Remembering Dr Joshua Nkomo

04 Jul, 2021 - 00:07 0 Views
Remembering Dr Joshua Nkomo The late Dr Joshua Nkomo

The Sunday News

Dr Obert Moses Mpofu
Mqabuko and the Making of the Nation

The decolonisation of Zimbabwe cannot be discussed without acknowledging the centrifugal role played by Dr Joshua Nkomo. His iconic and towering role as a nation-builder resides at the apex of our national liberation and the entirety of our post-independence politics. Therefore, my humble contribution to the freedom of Zimbabwe is directly linked to the African nationalist trajectory which was conceived and put into action by the Late Father Zimbabwe and former Vice-President Dr Joshua Mqabuko Nyongolo Nkomo.

His role as the founder of African nationalism in Zimbabwe, his short-lived political demise in the face post-independence disturbances and later, his political resurgence as a beacon of national unity depicts the fluidity of his illustrious political career.

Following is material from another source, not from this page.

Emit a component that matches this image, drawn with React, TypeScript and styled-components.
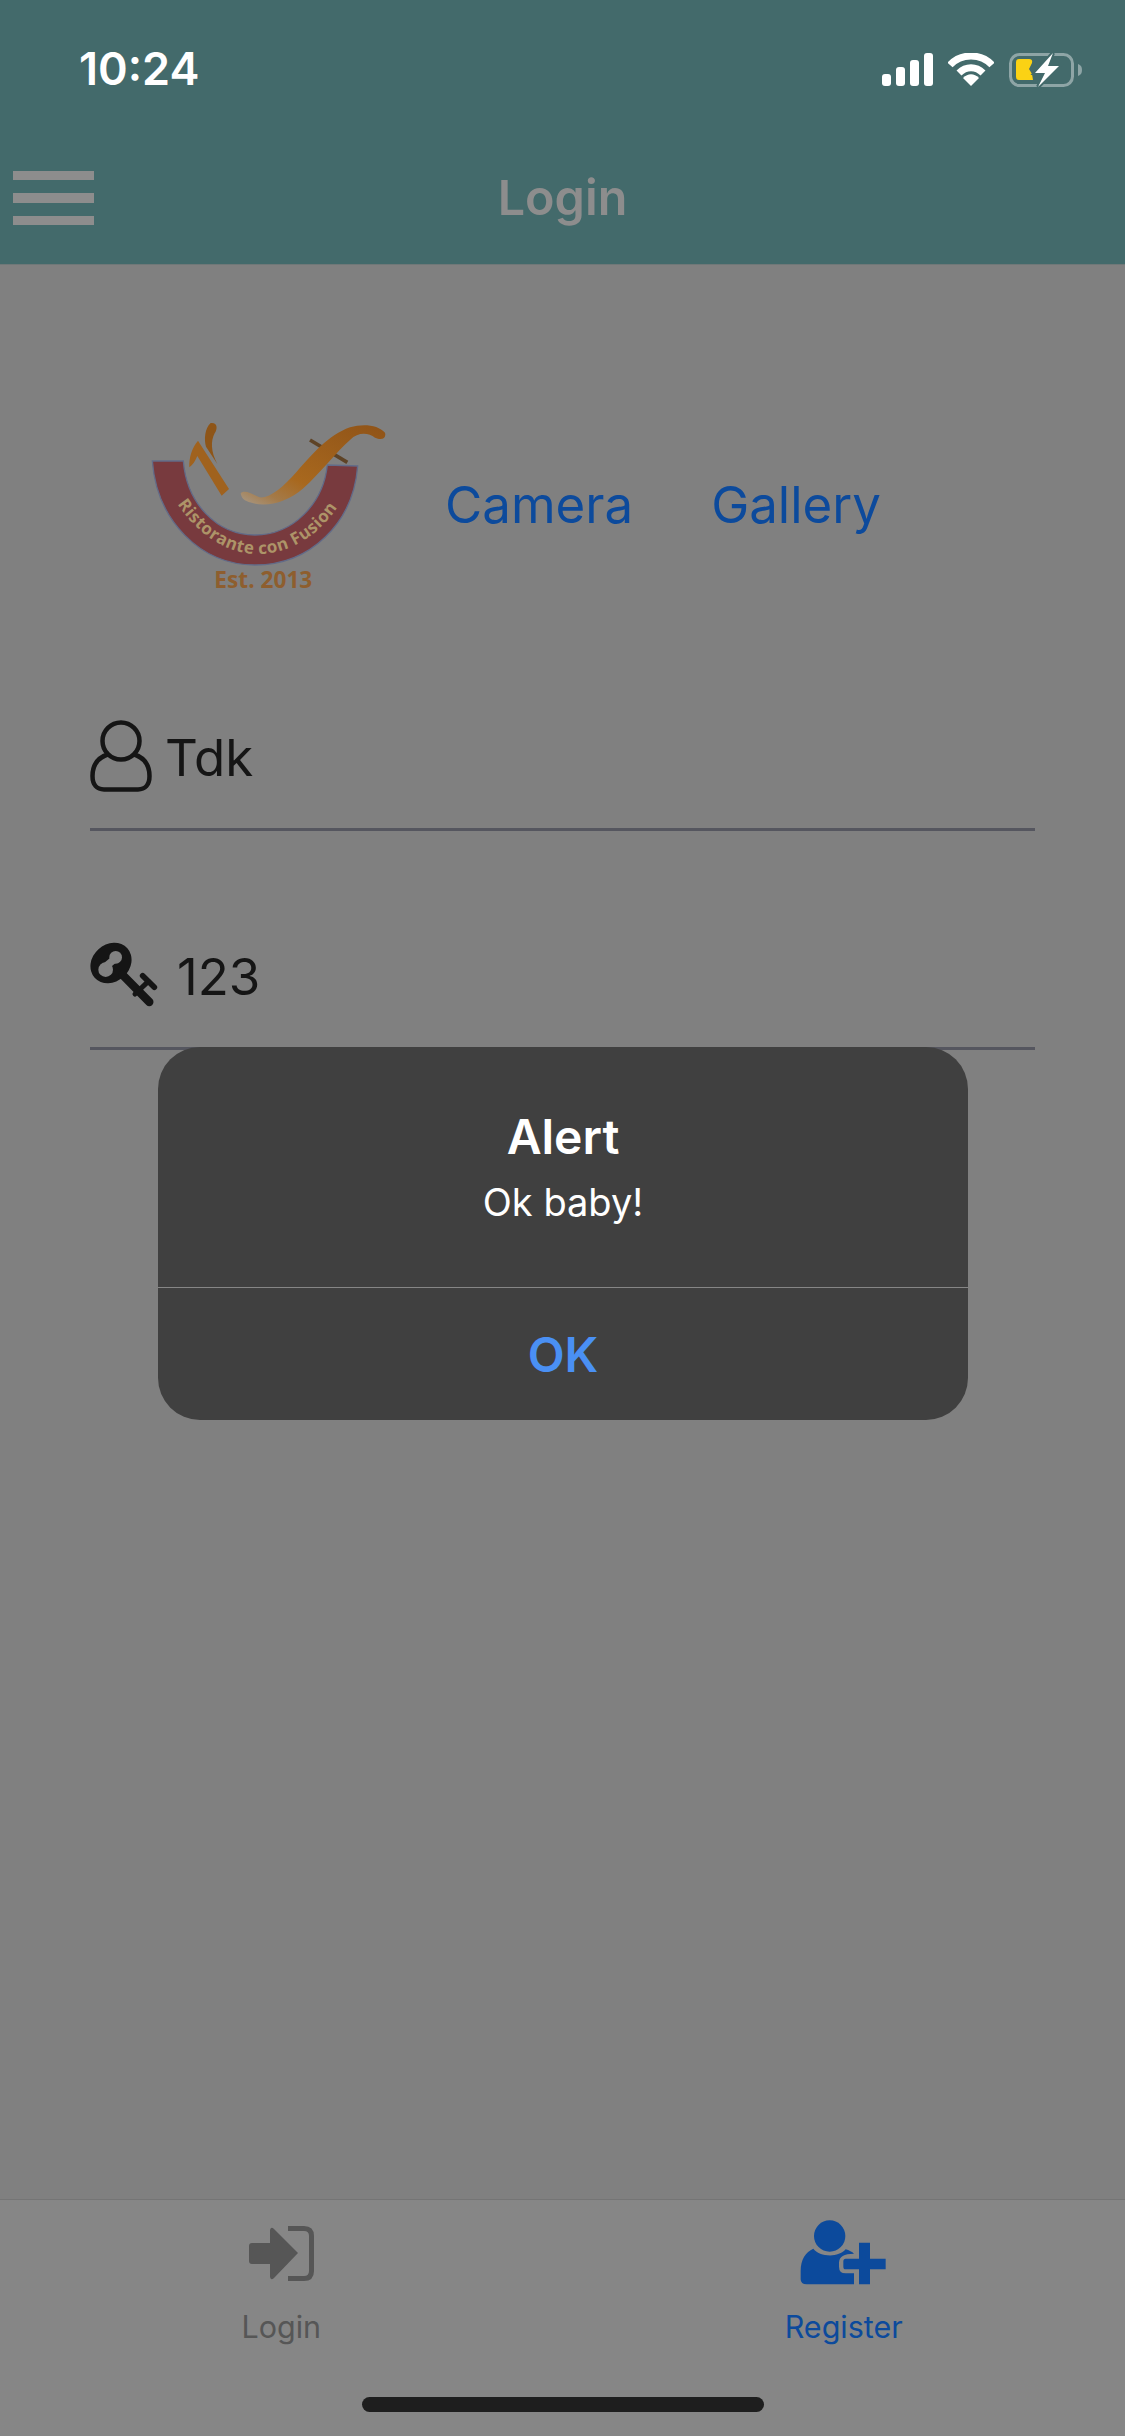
import React from "react";
import styled, { createGlobalStyle } from "styled-components";

const GlobalStyle = createGlobalStyle`
  html, body {
    margin: 0;
    padding: 0;
    background: #808080;
  }
  * {
    box-sizing: border-box;
  }
`;

const Screen = styled.div`
  position: relative;
  width: 1125px;
  height: 2436px;
  display: flex;
  flex-direction: column;
  overflow: hidden;
  background: #808080;
  font-family: Inter, "Liberation Sans", sans-serif;
`;

const Header = styled.header`
  height: 265px;
  background: #436a6b;
  border-bottom: 1px solid #6f7878;
  display: flex;
  flex-direction: column;
`;

const StatusBar = styled.div`
  height: 132px;
  padding: 47px 42px 0 79px;
  display: flex;
  justify-content: space-between;
  align-items: flex-start;
`;

const Clock = styled.div`
  color: #fff;
  font-size: 45px;
  font-weight: 600;
  line-height: 44px;
`;

const StatusIcons = styled.div`
  display: flex;
  gap: 15px;
  align-items: flex-start;
  margin-top: 6px;
`;

const NavBar = styled.div`
  flex: 1;
  display: grid;
  grid-template-columns: 1fr auto 1fr;
  align-items: center;
  padding: 0 13px;
`;

const Burger = styled.div`
  width: 81px;
  display: flex;
  flex-direction: column;
  gap: 13px;
  span {
    height: 9.5px;
    background: #8d8d8d;
  }
`;

const NavTitle = styled.div`
  color: #8d8d8d;
  font-size: 48.5px;
  font-weight: 600;
  line-height: 60px;
`;

const Content = styled.main`
  flex: 1;
  padding: 0 90px;
  display: flex;
  flex-direction: column;
`;

const ImageRow = styled.div`
  margin-top: 125px;
  padding-left: 30px;
  display: flex;
  align-items: center;
`;

const ImageLink = styled.div<{ $gap: number }>`
  color: #0c4a9c;
  font-size: 51px;
  line-height: 60px;
  margin-top: 9px;
  margin-left: ${(p) => p.$gap}px;
`;

const Field = styled.div<{ $height: number; $gap: number }>`
  height: ${(p) => p.$height}px;
  display: flex;
  align-items: flex-start;
  border-bottom: 3px solid #55565f;
  gap: ${(p) => p.$gap}px;
  color: #151515;
  font-size: 51px;
`;

const FieldIcon = styled.div<{ $top: number; $left?: number }>`
  margin-top: ${(p) => p.$top}px;
  margin-left: ${(p) => p.$left ?? 0}px;
  display: flex;
`;

const FieldText = styled.div<{ $top: number }>`
  margin-top: ${(p) => p.$top}px;
  line-height: 60px;
`;

const TabBar = styled.nav`
  height: 237px;
  background: #868686;
  border-top: 1px solid #757575;
  display: grid;
  grid-template-columns: 1fr 1fr;
`;

const Tab = styled.div<{ $active?: boolean }>`
  display: flex;
  flex-direction: column;
  align-items: center;
  height: 145px;
  justify-content: flex-end;
  color: ${(p) => (p.$active ? "#0c4a9c" : "#565656")};
  font-size: 30.5px;
  line-height: 36px;
`;

const TabIcon = styled.div`
  height: 74px;
  display: flex;
  align-items: center;
  margin-bottom: 19px;
`;

const HomeBar = styled.div`
  position: absolute;
  left: 362px;
  top: 2397px;
  width: 402px;
  height: 15px;
  border-radius: 8px;
  background: #1e1e1e;
`;

const AlertBox = styled.div`
  position: absolute;
  left: 158px;
  top: 1047px;
  width: 810px;
  height: 373px;
  border-radius: 42px;
  background: #404040;
  display: flex;
  flex-direction: column;
  color: #fff;
  text-align: center;
`;

const AlertBody = styled.div`
  height: 241px;
  padding-top: 61px;
  border-bottom: 1px solid #868686;
`;

const AlertTitle = styled.div`
  font-size: 48px;
  font-weight: 600;
  line-height: 58px;
`;

const AlertMessage = styled.div`
  font-size: 38px;
  line-height: 46px;
  margin-top: 13px;
`;

const AlertButton = styled.div`
  flex: 1;
  display: flex;
  align-items: center;
  justify-content: center;
  color: #4a90f4;
  font-size: 48px;
  font-weight: 600;
`;

const SignalIcon = () => (
  <svg width="52" height="33" viewBox="0 0 52 33" fill="#fff">
    <rect x="1" y="21" width="9" height="12" rx="3" />
    <rect x="15" y="14" width="9" height="19" rx="3" />
    <rect x="29" y="7" width="9" height="26" rx="3" />
    <rect x="43" y="0" width="9" height="33" rx="3" />
  </svg>
);

const WifiIcon = () => (
  <svg width="46" height="33" viewBox="0 0 46 33" fill="none" stroke="#fff" strokeWidth="7">
    <path d="M2 12 C13 0 33 0 44 12" />
    <path d="M11 20 C18 13 28 13 35 20" />
    <path d="M15 25 L23 33 L31 25 C26 20 20 20 15 25Z" fill="#fff" strokeWidth="0" />
  </svg>
);

const BatteryIcon = () => (
  <svg width="74" height="34" viewBox="0 0 74 34" fill="none">
    <rect x="1.5" y="1.5" width="62" height="31" rx="9" stroke="#8ea5a6" strokeWidth="3" />
    <path d="M69 11 C72 12 73 14 73 17 C73 20 72 22 69 23Z" fill="#8ea5a6" />
    <path d="M7 9 Q7 6 10 6 L20 6 Q24 6 23 10 L20 16 L23 21 L24 27 L10 27 Q7 27 7 24Z" fill="#fbd214" />
    <path
      d="M44 0 L26 20 L36 20 L29 34 L50 13 L39 13Z"
      fill="#fff"
      stroke="#436a6b"
      strokeWidth="4"
      paintOrder="stroke"
    />
  </svg>
);

const Logo = () => (
  <svg width="300" height="220" viewBox="0 0 900 660">
    <defs>
      <linearGradient id="ribbon" x1="0" y1="1" x2="1" y2="0">
        <stop offset="0" stopColor="#a89a88" />
        <stop offset="0.16" stopColor="#a47a48" />
        <stop offset="0.35" stopColor="#a8681e" />
        <stop offset="1" stopColor="#8f5318" />
      </linearGradient>
      <path id="arcText" d="M172 342 C245 450 335 492 415 492 C510 492 600 435 660 340" />
    </defs>
    <path
      d="M97 213 L190 213 C200 340 290 435 405 435 C520 435 610 340 622 225 L713 228 C700 400 570 525 405 525 C240 525 110 390 97 213Z"
      fill="#783a3e"
      stroke="#626b88"
      strokeWidth="4"
    />
    <text fontFamily="'Open Sans', sans-serif" fontSize="51" fontWeight="700" fill="#ad9468" letterSpacing="1.5">
      <textPath href="#arcText">Ristorante con Fusion</textPath>
    </text>
    <text x="430" y="594" textAnchor="middle" fontFamily="'Open Sans', sans-serif" fontSize="68" fontWeight="700" fill="#8e5e2e">
      Est. 2013
    </text>
    <path d="M234 152 L327 297 L305 317 L232 198 C226 212 218 226 208 232 C206 205 216 172 234 152Z" fill="#a0621e" />
    <path d="M272 99 C292 96 294 115 284 130 C272 152 272 185 292 222 L258 170 C252 148 254 116 272 99Z" fill="#8e5518" />
    <path d="M570 150 L682 217" stroke="#5e4326" strokeWidth="11" />
    <path
      d="M362 310 C375 298 395 312 418 322 C450 326 490 290 530 245 C575 195 625 135 690 112 C730 100 775 105 795 128 C800 145 785 152 765 143 C745 128 715 125 690 150 C650 185 600 250 550 295 C505 335 445 352 400 340 C380 335 365 330 362 310Z"
      fill="url(#ribbon)"
    />
  </svg>
);

const UserOutlineIcon = () => (
  <svg width="62" height="72" viewBox="0 0 62 72" fill="none" stroke="#151515" strokeWidth="4.5">
    <circle cx="31" cy="21" r="18.5" />
    <path d="M19 34 C9 37 2.5 44 2.5 56 C2.5 65 7 69.5 14 69.5 L48 69.5 C55 69.5 59.5 65 59.5 56 C59.5 44 53 37 43 34" />
  </svg>
);

const KeyIcon = () => (
  <svg width="80" height="74" viewBox="0 0 240 222" fill="none" stroke="#151515" strokeLinecap="round">
    <ellipse cx="78" cy="75" rx="66" ry="56" transform="rotate(-42 78 75)" fill="#151515" stroke="none" />
    <circle cx="62" cy="95" r="22" fill="#828282" stroke="none" />
    <circle cx="92" cy="58" r="19" fill="#828282" stroke="none" />
    <path d="M66 82 L90 62" stroke="#828282" strokeWidth="22" />
    <path d="M112 110 L193 192" strokeWidth="25" />
    <path d="M150 168 L190 130" strokeWidth="15" />
    <path d="M173 113 L208 148" strokeWidth="17" />
  </svg>
);

const LoginTabIcon = () => (
  <svg width="65" height="55" viewBox="0 0 65 55" fill="none">
    <path d="M0 20 Q0 17 3 17 L21 17 L21 4 Q22 0 25 3 L49 27 L25 52 Q22 55 21 51 L21 38 L3 38 Q0 38 0 35Z" fill="#565656" />
    <path d="M39 2.5 L55 2.5 Q62.5 2.5 62.5 10 L62.5 45 Q62.5 52.5 55 52.5 L39 52.5" stroke="#565656" strokeWidth="5" />
  </svg>
);

const RegisterTabIcon = () => (
  <svg width="100" height="74" viewBox="0 0 300 222" fill="#0c4a9c">
    <circle cx="107" cy="60" r="47" />
    <path d="M58 98 C75 122 132 127 155 100 C165 103 175 108 180 113 C150 113 135 122 135 140 L135 152 Q135 172 155 172 L180 172 L180 205 L38 205 Q20 205 20 190 L20 165 C20 130 35 108 58 98Z" />
    <path d="M195 80 L228 80 L228 128 L275 128 L275 160 L228 160 L228 205 L195 205 L195 160 L155 160 Q148 160 148 152 L148 136 Q148 128 155 128 L195 128Z" />
  </svg>
);

export default function App() {
  return (
    <Screen>
      <GlobalStyle />
      <Header>
        <StatusBar>
          <Clock>10:24</Clock>
          <StatusIcons>
            <SignalIcon />
            <WifiIcon />
            <BatteryIcon />
          </StatusIcons>
        </StatusBar>
        <NavBar>
          <Burger>
            <span />
            <span />
            <span />
          </Burger>
          <NavTitle>Login</NavTitle>
        </NavBar>
      </Header>

      <Content>
        <ImageRow>
          <Logo />
          <ImageLink $gap={25}>Camera</ImageLink>
          <ImageLink $gap={78}>Gallery</ImageLink>
        </ImageRow>
        <Field $height={221} $gap={13}>
          <FieldIcon $top={110}>
            <UserOutlineIcon />
          </FieldIcon>
          <FieldText $top={118}>Tdk</FieldText>
        </Field>
        <Field $height={219} $gap={12}>
          <FieldIcon $top={107} $left={-5}>
            <KeyIcon />
          </FieldIcon>
          <FieldText $top={116}>123</FieldText>
        </Field>
      </Content>

      <TabBar>
        <Tab>
          <TabIcon>
            <LoginTabIcon />
          </TabIcon>
          Login
        </Tab>
        <Tab $active>
          <TabIcon>
            <RegisterTabIcon />
          </TabIcon>
          Register
        </Tab>
      </TabBar>
      <HomeBar />

      <AlertBox>
        <AlertBody>
          <AlertTitle>Alert</AlertTitle>
          <AlertMessage>Ok baby!</AlertMessage>
        </AlertBody>
        <AlertButton>OK</AlertButton>
      </AlertBox>
    </Screen>
  );
}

In all this in Rhodesia, Dr Nkomo had spent more than a decade in political detention and after independence he was in exile. The colonialists who once victimised him temporarily protected him after independence.

To this day, the same imperialists have authenticated their conveniently borrowed monopoly over Dr Nkomo’s legacy. Today, we have even seen how some scholars who once facilitated Dr Nkomo’s marginalisation from national history gravitating towards the illumination of his political victimhood to buttress polarisation agendas. The recent fashionable turn to Zapu/ZPRA memorialisation by imperialist opportunists has been used to delegitimise Dr Nkomo’s efforts of national unity.

Through the mirror of Dr Nkomo’s political journey, it is easy to locate the path we have traversed as a nation in search of our liberation — its pitfalls the prospects it wields for nation-building. It is also through Dr Nkomo’s giant nationalist steps, in the face of his entanglement in race and ethnic schisms of national belonging from which we can evaluate the achievements of pan-African nationalism in Zimbabwe. The “Father Zimbabwe” title which he earned benchmarks the authenticity of his credentials in contributing to the birth of Zimbabwe.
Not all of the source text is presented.